Andrea gave a brief recap of the different kinds of speculative execution attacks (retpolines, IBPB, PTI, SSBD, etc). Followed by that he outlined the performance impact of Spectre-v2 mitigations in context of KVM.

The microbechmark: CPUID in a one million loop

Andrea constructed a synthetic microbenchmark program (without any GCC optimizations or caching) which runs the CPUID instructions one million times in a loop. This microbenchmark is meant to focus on measuring the performance of a specific area of the code – in this case, to test the latency of VM-Exits.

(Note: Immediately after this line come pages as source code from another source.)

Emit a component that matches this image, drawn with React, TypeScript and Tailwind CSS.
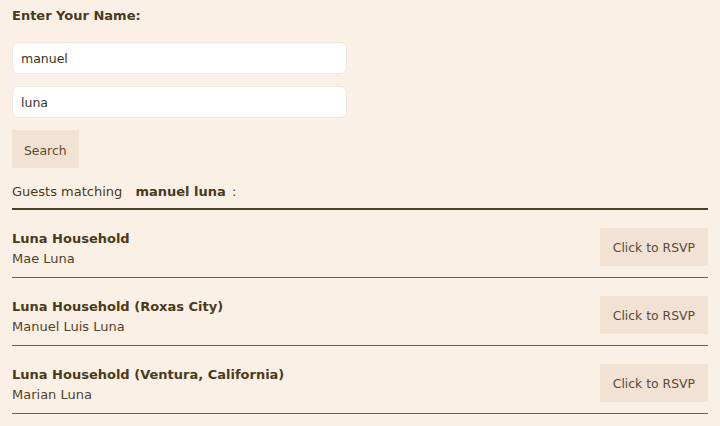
import { useState } from 'react'

interface Household {
  id: string
  name: string
  guests: string
}

const results: Household[] = [
  { id: 'h1', name: 'Luna Household', guests: 'Mae Luna' },
  { id: 'h2', name: 'Luna Household (Roxas City)', guests: 'Manuel Luis Luna' },
  { id: 'h3', name: 'Luna Household (Ventura, California)', guests: 'Marian Luna' },
]

export default function App() {
  const [first, setFirst] = useState('manuel')
  const [last, setLast] = useState('luna')

  return (
    <div
      className="min-h-screen bg-[#fbf0e5] px-3 pt-[6px] text-[13px] leading-5 text-[#4a3a1c]"
      style={{ fontFamily: '"DejaVu Sans", Verdana, sans-serif' }}
    >
      <div className="font-bold">Enter Your Name:</div>

      <div className="mt-4 flex w-[335px] flex-col gap-3">
        <input
          value={first}
          onChange={(e) => setFirst(e.target.value)}
          className="h-8 rounded-md border border-[#efe7df] bg-white px-2 text-[12.5px] text-[#3b3328] outline-none"
        />
        <input
          value={last}
          onChange={(e) => setLast(e.target.value)}
          className="h-8 rounded-md border border-[#efe7df] bg-white px-2 text-[12.5px] text-[#3b3328] outline-none"
        />
      </div>

      <button
        type="button"
        className="mt-3 h-[38px] bg-[#f1e2d3] px-3 pt-[3px] text-[12.4px] text-[#5b4a35]"
      >
        Search
      </button>

      <div className="mt-[14px]">
        Guests matching <span className="ml-[9px] mr-[2px] font-bold">manuel luna</span> :
      </div>

      <div className="mt-[6px] border-t-2 border-[#4d3f22]">
        {results.map((r) => (
          <div
            key={r.id}
            className="flex items-start justify-between border-b border-[#6b5f4c] pt-[19px] pb-2"
          >
            <div>
              <div className="font-bold">{r.name}</div>
              <div className="text-[#52432c]">{r.guests}</div>
            </div>
            <button
              type="button"
              className="-mt-px h-[38px] bg-[#f1e2d3] px-[13px] pt-px text-[12.4px] text-[#5b4a35]"
            >
              Click to RSVP
            </button>
          </div>
        ))}
      </div>
    </div>
  )
}
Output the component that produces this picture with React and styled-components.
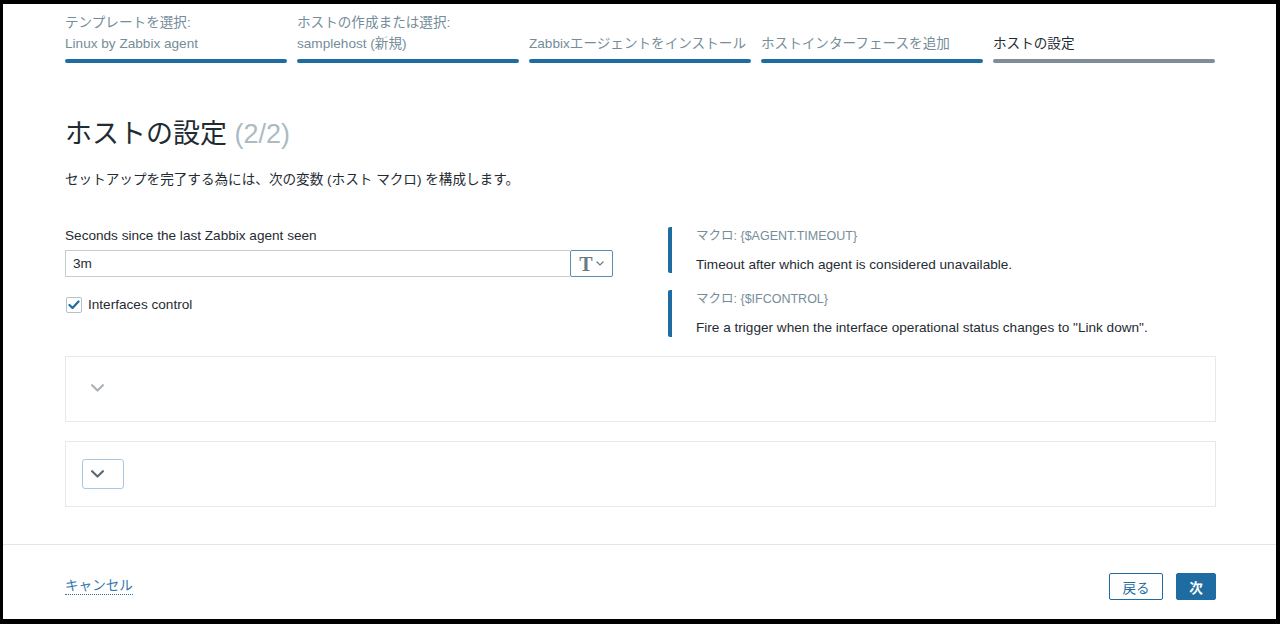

While stressing that the results of these microbenchmarks do not represent real-world workloads, he had two goals in mind with it: (a) explain how the software mitigation works; and (b) to justify to the broader community the value of the software optimizations he’s working on in KVM.

Andrea then reasoned through several interesting graphs that show how CPU computation time gets impacted when you disable or enable the various kernel-space mitigations for Spectre v2, L1TF, MDS, et al.

The proposal: “KVM Monolithic”

Based on his investigation, Andrea proposed a patch series, “KVM monolithc”, to get rid of the KVM common module, ‘kvm.ko’. Instead the KVM common code gets linked twice into each of the vendor-specific KVM modules, ‘kvm-intel.ko’ and ‘kvm-amd.ko’.

The reason for doing this is that the ‘kvm.ko’ module indirectly calls (via the “retpoline” technique) the vendor-specific KVM modules at every VM-Exit, several times. These indirect calls—via function pointers in the C source code—were not optimal before, but the “retpoline” mitigation (which isolates indirect branches, that allow a CPU to execute code from arbitrary locations, from speculative execution) for Spectre v2 compounds the problem, as it degrades performance.

This approach will result in a few MiB of increased disk space for ‘kvm-intel.ko’ and ‘kvm-amd.ko’, but the upside in saved indirect calls, and the elimination of “retpoline” overhead at run-time more than compensate for it.

With the “KVM Monolithic” patch series applied, Andrea’s microbenchmarks show a double-digit improvement in performance with default mitigations (for Spectre v2, et al) enabled on both Intel ‘VMX’ and AMD ‘SVM’. And with ‘spectre_v2=off’ or for CPUs with IBRS_ALL in ARCH_CAPABILITIES “KVM monolithic” still improve[s] performance, albiet it’s on the order of 1%.

Conclusion

Removal of the common KVM module has a non-negligible positive performance impact. And the “KVM Monolitic” patch series is still actively being reviewed, modulo some pending clean-ups. Based on the upstream review discussion, KVM Maintainer, Paolo Bonzini, and other reviewers seemed amenable to merge the series.

Although, we still have to deal with mitigations for ‘indirect branch prediction’ for a long time, reducing the VM-Exit latency is important in general; and more specifically, for guest workloads that happen to trigger frequent VM-Exits, without having to disable Spectre v2 mitigations on the host, as Andrea stated in the cover letter of his patch series.